The original issue was every check got duplicated when I ran the import. Now it is a case of 1 check was getting duplicated [HAProxy check] for some unknown reason. This even happened when i deleted everything named HAProxy, imported the config, and then ran the import again, with no changes what soever in the file.
[For some reason the SSH one is now duplicating as well, but tbh that can wait].
This is not critically urgent. Even when duplicated, the checks dont actually run, as they just stay in CCM upon when i delete them every few runs.

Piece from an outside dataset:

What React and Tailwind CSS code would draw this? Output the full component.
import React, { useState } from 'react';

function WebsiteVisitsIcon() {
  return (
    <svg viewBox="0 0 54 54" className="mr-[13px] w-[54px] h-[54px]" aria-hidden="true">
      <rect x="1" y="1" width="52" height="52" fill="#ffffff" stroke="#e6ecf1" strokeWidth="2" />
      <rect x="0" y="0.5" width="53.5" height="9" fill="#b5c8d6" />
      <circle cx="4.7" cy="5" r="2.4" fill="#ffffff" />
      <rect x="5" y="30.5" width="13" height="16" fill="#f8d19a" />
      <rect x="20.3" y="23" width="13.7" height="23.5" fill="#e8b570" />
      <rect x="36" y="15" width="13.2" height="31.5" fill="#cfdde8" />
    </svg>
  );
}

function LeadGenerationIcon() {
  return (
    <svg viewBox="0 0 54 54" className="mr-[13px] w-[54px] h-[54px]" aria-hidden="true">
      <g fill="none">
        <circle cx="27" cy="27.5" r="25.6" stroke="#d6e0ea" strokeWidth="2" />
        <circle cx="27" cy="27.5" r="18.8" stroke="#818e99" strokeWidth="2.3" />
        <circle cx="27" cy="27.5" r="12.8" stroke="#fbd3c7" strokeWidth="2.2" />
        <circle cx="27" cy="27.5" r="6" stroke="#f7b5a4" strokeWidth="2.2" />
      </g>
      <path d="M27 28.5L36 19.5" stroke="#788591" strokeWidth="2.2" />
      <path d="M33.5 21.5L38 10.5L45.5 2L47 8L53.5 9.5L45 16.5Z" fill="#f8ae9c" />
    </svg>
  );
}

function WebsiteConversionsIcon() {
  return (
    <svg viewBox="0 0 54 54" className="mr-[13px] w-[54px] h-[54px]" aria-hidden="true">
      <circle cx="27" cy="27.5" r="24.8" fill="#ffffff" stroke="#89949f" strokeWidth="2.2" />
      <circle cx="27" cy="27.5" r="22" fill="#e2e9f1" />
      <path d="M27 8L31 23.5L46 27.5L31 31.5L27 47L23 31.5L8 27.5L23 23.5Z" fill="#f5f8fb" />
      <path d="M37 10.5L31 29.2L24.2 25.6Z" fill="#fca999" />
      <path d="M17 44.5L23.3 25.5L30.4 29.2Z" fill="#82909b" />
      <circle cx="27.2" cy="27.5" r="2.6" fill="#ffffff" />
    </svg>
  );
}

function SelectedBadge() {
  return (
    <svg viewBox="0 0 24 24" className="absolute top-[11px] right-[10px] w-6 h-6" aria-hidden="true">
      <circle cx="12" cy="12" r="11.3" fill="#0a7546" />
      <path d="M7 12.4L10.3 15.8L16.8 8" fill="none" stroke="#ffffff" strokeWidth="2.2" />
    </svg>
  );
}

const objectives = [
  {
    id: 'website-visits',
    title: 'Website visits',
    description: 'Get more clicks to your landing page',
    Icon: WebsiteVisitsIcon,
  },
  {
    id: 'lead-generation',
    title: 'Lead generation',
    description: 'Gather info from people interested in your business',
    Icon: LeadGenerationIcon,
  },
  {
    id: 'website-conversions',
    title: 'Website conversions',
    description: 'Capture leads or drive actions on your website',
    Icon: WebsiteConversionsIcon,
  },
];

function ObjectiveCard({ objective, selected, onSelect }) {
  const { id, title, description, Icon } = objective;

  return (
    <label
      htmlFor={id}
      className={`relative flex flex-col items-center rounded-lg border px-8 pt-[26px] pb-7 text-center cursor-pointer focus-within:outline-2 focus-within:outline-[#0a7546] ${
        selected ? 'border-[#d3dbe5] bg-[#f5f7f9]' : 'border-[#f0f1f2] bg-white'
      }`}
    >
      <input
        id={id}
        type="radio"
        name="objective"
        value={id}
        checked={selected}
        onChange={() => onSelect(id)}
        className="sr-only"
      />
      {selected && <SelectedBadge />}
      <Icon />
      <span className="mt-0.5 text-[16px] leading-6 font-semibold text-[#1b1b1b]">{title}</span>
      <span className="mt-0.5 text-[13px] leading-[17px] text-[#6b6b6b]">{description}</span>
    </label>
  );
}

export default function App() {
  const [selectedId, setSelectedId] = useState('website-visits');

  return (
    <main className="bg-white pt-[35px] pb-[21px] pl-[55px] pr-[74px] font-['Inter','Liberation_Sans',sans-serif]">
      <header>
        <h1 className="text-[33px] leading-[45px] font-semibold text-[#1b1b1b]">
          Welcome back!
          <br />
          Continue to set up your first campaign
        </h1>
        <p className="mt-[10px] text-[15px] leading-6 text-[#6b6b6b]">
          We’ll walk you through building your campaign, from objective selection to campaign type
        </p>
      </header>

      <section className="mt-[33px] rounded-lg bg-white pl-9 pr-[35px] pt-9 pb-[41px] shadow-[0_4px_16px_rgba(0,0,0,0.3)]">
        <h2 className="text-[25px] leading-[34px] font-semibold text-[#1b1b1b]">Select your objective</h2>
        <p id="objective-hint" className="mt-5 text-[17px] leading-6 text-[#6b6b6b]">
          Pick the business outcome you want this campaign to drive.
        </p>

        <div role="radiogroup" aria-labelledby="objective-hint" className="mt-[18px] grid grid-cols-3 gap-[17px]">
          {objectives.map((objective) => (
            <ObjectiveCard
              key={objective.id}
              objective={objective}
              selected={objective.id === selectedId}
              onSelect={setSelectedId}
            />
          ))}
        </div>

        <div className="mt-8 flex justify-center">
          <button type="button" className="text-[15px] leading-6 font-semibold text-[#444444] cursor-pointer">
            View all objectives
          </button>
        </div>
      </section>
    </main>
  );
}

I would like to get to the bottom of it, but it not preventing me continuing with the environment.
I can provide you with an System Profile and a tarball of the actual config files to import if you like [albeit I am leaving the office shortly, so it will probably be Wed before I get back to this.
And thanks for all the support. The issue is about 98% resolved for me anyways.
Re: Query on fix [TPS#13871] applied in 5.8.8
Posted: Mon Jan 07, 2019 2:31 pm
by lmiltchev
Sounds good! You can PM me the profile whenever you have a chance. We will try to recreate the issue in house, and find a solution to it. Thanks!